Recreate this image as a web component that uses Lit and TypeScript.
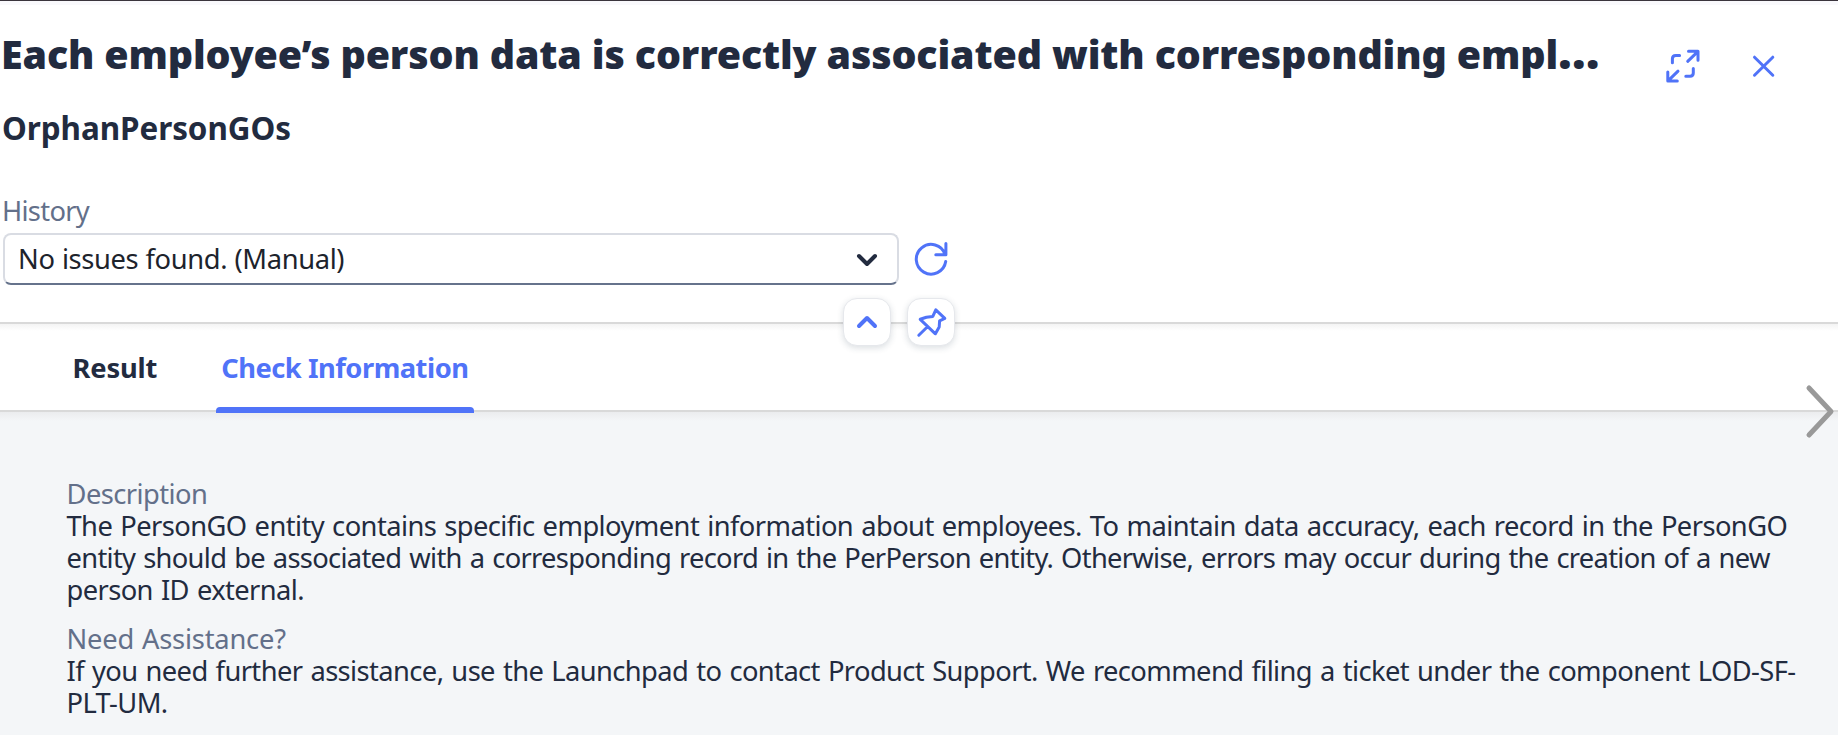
import { LitElement, html, css } from "lit";
import { customElement, property, state } from "lit/decorators.js";
import { classMap } from "lit/directives/class-map.js";

@customElement("info-block")
export class InfoBlock extends LitElement {
  @property() label = "";

  static styles = css`
    :host { display: block; }
    .label { color: #63708a; letter-spacing: -0.55px; }
    .spaced { letter-spacing: -0.2px; word-spacing: 1px; }
    .text { color: #222b3f; letter-spacing: -0.59px; word-spacing: 1.5px; }
  `;

  render() {
    return html`<div class=${classMap({ label: true, spaced: this.label.includes(" ") })}>${this.label}</div>
      <div class="text"><slot></slot></div>`;
  }
}

@customElement("app-root")
export class AppRoot extends LitElement {
  @state() private tab = "Check Information";

  static styles = css`
    :host {
      display: flex;
      flex-direction: column;
      position: relative;
      height: 735px;
      box-sizing: border-box;
      overflow: hidden;
      background: #f4f6f8;
      border-top: 1px solid #3a343c;
      font-family: "Noto Sans", sans-serif;
      font-size: 27.3px;
      line-height: 32.3px;
      color: #222b3f;
    }
    * { box-sizing: border-box; }
    svg { display: block; fill: none; stroke: #5073f8; stroke-width: 3; stroke-linecap: round; stroke-linejoin: round; }
    button { padding: 0; margin: 0; border: 0; background: none; font: inherit; color: inherit; }
    .header {
      height: 323px;
      flex: none;
      background: #fff;
      border-top: 4px solid #f9f9fc;
      border-bottom: 2px solid #d9d9d9;
    }
    .top { display: flex; height: 87px; }
    h1 {
      margin: 21px 0 0 1px;
      width: 1602px;
      font-size: 39.4px;
      line-height: 56px;
      height: 56px;
      font-weight: 900;
      letter-spacing: -0.14px;
      white-space: nowrap;
    }
    .dots { font-size: 48px; line-height: 0; }
    .actions { display: flex; align-items: flex-start; gap: 40px; padding: 35px 0 0 57px; height: 87px; }
    h2 { margin: 16px 0 0 2px; font-size: 31.4px; line-height: 40px; font-weight: 700; letter-spacing: -0.05px; }
    .label { margin: 47px 0 0 2px; color: #63708a; letter-spacing: -0.7px; }
    .history { display: flex; align-items: center; gap: 14px; margin: 6px 0 0 3px; }
    .select {
      display: flex;
      align-items: center;
      justify-content: space-between;
      width: 896px;
      height: 52px;
      padding: 0 18px 0 13px;
      border: 2px solid #d9dce3;
      border-bottom-color: #66738c;
      border-radius: 8px;
      letter-spacing: -0.36px;
      word-spacing: 0.6px;
      color: #1d232c;
    }
    .select svg { stroke: #222b3f; stroke-width: 4; margin-top: 2px; }
    .tabs {
      display: flex;
      flex: none;
      height: 88px;
      padding: 0 67.5px;
      gap: 53px;
      background: linear-gradient(#f4f4f4, #fff 7px);
      border-bottom: 2px solid #d9d9d9;
    }
    .tab {
      position: relative;
      display: flex;
      height: 88px;
      padding: 28px 6px 0 5px;
      line-height: 32px;
      font-weight: 700;
      letter-spacing: -0.16px;
    }
    .wide { letter-spacing: -0.49px; }
    .active { color: #5073f8; }
    .active::after {
      content: "";
      position: absolute;
      left: 0;
      right: 0;
      bottom: -1px;
      height: 6px;
      background: #5073f8;
      border-radius: 4px 4px 0 0;
    }
    .body {
      flex: 1;
      display: flex;
      flex-direction: column;
      gap: 16px;
      padding: 65.5px 40px 0 66.5px;
      background: linear-gradient(#ebecee, #f4f6f8 9px);
    }
    .loose { letter-spacing: -0.57px; }
    .tight { letter-spacing: -0.69px; }
    .float {
      position: absolute;
      top: 297px;
      left: 843px;
      display: flex;
      gap: 16px;
    }
    .pill {
      width: 48px;
      height: 48px;
      border: 1px solid #e6e8ec;
      border-radius: 14px;
      background: #fff;
      box-shadow: 0 2px 6px rgba(34, 53, 72, 0.16);
      display: grid;
      place-items: center;
    }
    .bold { stroke-width: 4; }
    .next { position: absolute; right: 2px; top: 382px; }
    .next svg { stroke: #999; stroke-width: 5; }
  `;

  private renderTab(name: string) {
    return html`<button
      class=${classMap({ tab: true, wide: name.length > 8, active: this.tab === name })}
      @click=${() => (this.tab = name)}
    >${name}</button>`;
  }

  render() {
    return html`
      <div class="header">
        <div class="top">
          <h1>Each employee’s person data is correctly associated with corresponding empl<span class="dots">…</span></h1>
          <div class="actions">
            <button aria-label="Full screen">
              <svg width="50" height="50" viewBox="1660 40 50 50">
                <path d="M1688.5 51.3H1698V60.3M1687.7 61.3L1697.5 51.8M1667.8 72V81.1H1677.3M1678 71.2L1668.3 80.6M1672.4 62.8V58.8Q1672.4 55.4 1675.8 55.4H1679.6M1693.3 68.6V73Q1693.3 76.3 1690 76.3H1685.8" />
              </svg>
            </button>
            <button aria-label="Close">
              <svg width="30" height="50" viewBox="1750 40 30 50">
                <path d="M1754.5 57.2L1772.8 75.2M1772.8 57.2L1754.5 75.2" />
              </svg>
            </button>
          </div>
        </div>
        <h2>OrphanPersonGOs</h2>
        <div class="label">History</div>
        <div class="history">
          <div class="select">
            <span>No issues found. (Manual)</span>
            <svg width="24" height="18" viewBox="0 0 24 18"><path d="M4 5L12 13L20 5" /></svg>
          </div>
          <button aria-label="Refresh">
            <svg width="36" height="36" viewBox="913.5 241.5 36 36">
              <path d="M946.2 262A14.8 14.8 0 1 1 945.6 255M946.4 244V255.3H936.3" />
            </svg>
          </button>
        </div>
      </div>
      <div class="tabs">${this.renderTab("Result")}${this.renderTab("Check Information")}</div>
      <div class="body">
        <info-block label="Description"><span class="loose">The PersonGO entity contains specific employment information about employees. To maintain data accuracy, each record in the PersonGO</span> <span class="tight">entity should be associated with a corresponding record in the PerPerson entity. Otherwise, errors may occur during the creation of a new</span> person ID external.</info-block>
        <info-block label="Need Assistance?">If you need further assistance, use the Launchpad to contact Product Support. We recommend filing a ticket under the component LOD-SF-PLT-UM.</info-block>
      </div>
      <div class="float">
        <button class="pill" aria-label="Collapse header">
          <svg class="bold" width="24" height="18" viewBox="0 0 24 18"><path d="M4 13L12 5L20 13" /></svg>
        </button>
        <button class="pill" aria-label="Pin header">
          <svg width="46" height="46" viewBox="908 299 46 46">
            <path d="M918.8 335.2L927.2 327M935.8 309.8L944.8 318.4L939.6 320.8L939.2 327L935.4 333.8L920.2 319.3L926.4 317.3L932.8 316.4Z" />
          </svg>
        </button>
      </div>
      <div class="next">
        <svg width="32" height="58" viewBox="0 0 32 58"><path d="M5 5L27 28.5L5 52" /></svg>
      </div>
    `;
  }
}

* * * *

## Your objective
Copy each line in full and exactly, omitting any picture.

## Response
Recreate this image as a web component that uses Lit and TypeScript.
import { LitElement, html, css } from "lit";
import { customElement, property, state } from "lit/decorators.js";
import { classMap } from "lit/directives/class-map.js";

@customElement("info-block")
export class InfoBlock extends LitElement {
  @property() label = "";

  static styles = css`
    :host { display: block; }
    .label { color: #63708a; letter-spacing: -0.55px; }
    .spaced { letter-spacing: -0.2px; word-spacing: 1px; }
    .text { color: #222b3f; letter-spacing: -0.59px; word-spacing: 1.5px; }
  `;

  render() {
    return html`<div class=${classMap({ label: true, spaced: this.label.includes(" ") })}>${this.label}</div>
      <div class="text"><slot></slot></div>`;
  }
}

@customElement("app-root")
export class AppRoot extends LitElement {
  @state() private tab = "Check Information";

  static styles = css`
    :host {
      display: flex;
      flex-direction: column;
      position: relative;
      height: 735px;
      box-sizing: border-box;
      overflow: hidden;
      background: #f4f6f8;
      border-top: 1px solid #3a343c;
      font-family: "Noto Sans", sans-serif;
      font-size: 27.3px;
      line-height: 32.3px;
      color: #222b3f;
    }
    * { box-sizing: border-box; }
    svg { display: block; fill: none; stroke: #5073f8; stroke-width: 3; stroke-linecap: round; stroke-linejoin: round; }
    button { padding: 0; margin: 0; border: 0; background: none; font: inherit; color: inherit; }
    .header {
      height: 323px;
      flex: none;
      background: #fff;
      border-top: 4px solid #f9f9fc;
      border-bottom: 2px solid #d9d9d9;
    }
    .top { display: flex; height: 87px; }
    h1 {
      margin: 21px 0 0 1px;
      width: 1602px;
      font-size: 39.4px;
      line-height: 56px;
      height: 56px;
      font-weight: 900;
      letter-spacing: -0.14px;
      white-space: nowrap;
    }
    .dots { font-size: 48px; line-height: 0; }
    .actions { display: flex; align-items: flex-start; gap: 40px; padding: 35px 0 0 57px; height: 87px; }
    h2 { margin: 16px 0 0 2px; font-size: 31.4px; line-height: 40px; font-weight: 700; letter-spacing: -0.05px; }
    .label { margin: 47px 0 0 2px; color: #63708a; letter-spacing: -0.7px; }
    .history { display: flex; align-items: center; gap: 14px; margin: 6px 0 0 3px; }
    .select {
      display: flex;
      align-items: center;
      justify-content: space-between;
      width: 896px;
      height: 52px;
      padding: 0 18px 0 13px;
      border: 2px solid #d9dce3;
      border-bottom-color: #66738c;
      border-radius: 8px;
      letter-spacing: -0.36px;
      word-spacing: 0.6px;
      color: #1d232c;
    }
    .select svg { stroke: #222b3f; stroke-width: 4; margin-top: 2px; }
    .tabs {
      display: flex;
      flex: none;
      height: 88px;
      padding: 0 67.5px;
      gap: 53px;
      background: linear-gradient(#f4f4f4, #fff 7px);
      border-bottom: 2px solid #d9d9d9;
    }
    .tab {
      position: relative;
      display: flex;
      height: 88px;
      padding: 28px 6px 0 5px;
      line-height: 32px;
      font-weight: 700;
      letter-spacing: -0.16px;
    }
    .wide { letter-spacing: -0.49px; }
    .active { color: #5073f8; }
    .active::after {
      content: "";
      position: absolute;
      left: 0;
      right: 0;
      bottom: -1px;
      height: 6px;
      background: #5073f8;
      border-radius: 4px 4px 0 0;
    }
    .body {
      flex: 1;
      display: flex;
      flex-direction: column;
      gap: 16px;
      padding: 65.5px 40px 0 66.5px;
      background: linear-gradient(#ebecee, #f4f6f8 9px);
    }
    .loose { letter-spacing: -0.57px; }
    .tight { letter-spacing: -0.69px; }
    .float {
      position: absolute;
      top: 297px;
      left: 843px;
      display: flex;
      gap: 16px;
    }
    .pill {
      width: 48px;
      height: 48px;
      border: 1px solid #e6e8ec;
      border-radius: 14px;
      background: #fff;
      box-shadow: 0 2px 6px rgba(34, 53, 72, 0.16);
      display: grid;
      place-items: center;
    }
    .bold { stroke-width: 4; }
    .next { position: absolute; right: 2px; top: 382px; }
    .next svg { stroke: #999; stroke-width: 5; }
  `;

  private renderTab(name: string) {
    return html`<button
      class=${classMap({ tab: true, wide: name.length > 8, active: this.tab === name })}
      @click=${() => (this.tab = name)}
    >${name}</button>`;
  }

  render() {
    return html`
      <div class="header">
        <div class="top">
          <h1>Each employee’s person data is correctly associated with corresponding empl<span class="dots">…</span></h1>
          <div class="actions">
            <button aria-label="Full screen">
              <svg width="50" height="50" viewBox="1660 40 50 50">
                <path d="M1688.5 51.3H1698V60.3M1687.7 61.3L1697.5 51.8M1667.8 72V81.1H1677.3M1678 71.2L1668.3 80.6M1672.4 62.8V58.8Q1672.4 55.4 1675.8 55.4H1679.6M1693.3 68.6V73Q1693.3 76.3 1690 76.3H1685.8" />
              </svg>
            </button>
            <button aria-label="Close">
              <svg width="30" height="50" viewBox="1750 40 30 50">
                <path d="M1754.5 57.2L1772.8 75.2M1772.8 57.2L1754.5 75.2" />
              </svg>
            </button>
          </div>
        </div>
        <h2>OrphanPersonGOs</h2>
        <div class="label">History</div>
        <div class="history">
          <div class="select">
            <span>No issues found. (Manual)</span>
            <svg width="24" height="18" viewBox="0 0 24 18"><path d="M4 5L12 13L20 5" /></svg>
          </div>
          <button aria-label="Refresh">
            <svg width="36" height="36" viewBox="913.5 241.5 36 36">
              <path d="M946.2 262A14.8 14.8 0 1 1 945.6 255M946.4 244V255.3H936.3" />
            </svg>
          </button>
        </div>
      </div>
      <div class="tabs">${this.renderTab("Result")}${this.renderTab("Check Information")}</div>
      <div class="body">
        <info-block label="Description"><span class="loose">The PersonGO entity contains specific employment information about employees. To maintain data accuracy, each record in the PersonGO</span> <span class="tight">entity should be associated with a corresponding record in the PerPerson entity. Otherwise, errors may occur during the creation of a new</span> person ID external.</info-block>
        <info-block label="Need Assistance?">If you need further assistance, use the Launchpad to contact Product Support. We recommend filing a ticket under the component LOD-SF-PLT-UM.</info-block>
      </div>
      <div class="float">
        <button class="pill" aria-label="Collapse header">
          <svg class="bold" width="24" height="18" viewBox="0 0 24 18"><path d="M4 13L12 5L20 13" /></svg>
        </button>
        <button class="pill" aria-label="Pin header">
          <svg width="46" height="46" viewBox="908 299 46 46">
            <path d="M918.8 335.2L927.2 327M935.8 309.8L944.8 318.4L939.6 320.8L939.2 327L935.4 333.8L920.2 319.3L926.4 317.3L932.8 316.4Z" />
          </svg>
        </button>
      </div>
      <div class="next">
        <svg width="32" height="58" viewBox="0 0 32 58"><path d="M5 5L27 28.5L5 52" /></svg>
      </div>
    `;
  }
}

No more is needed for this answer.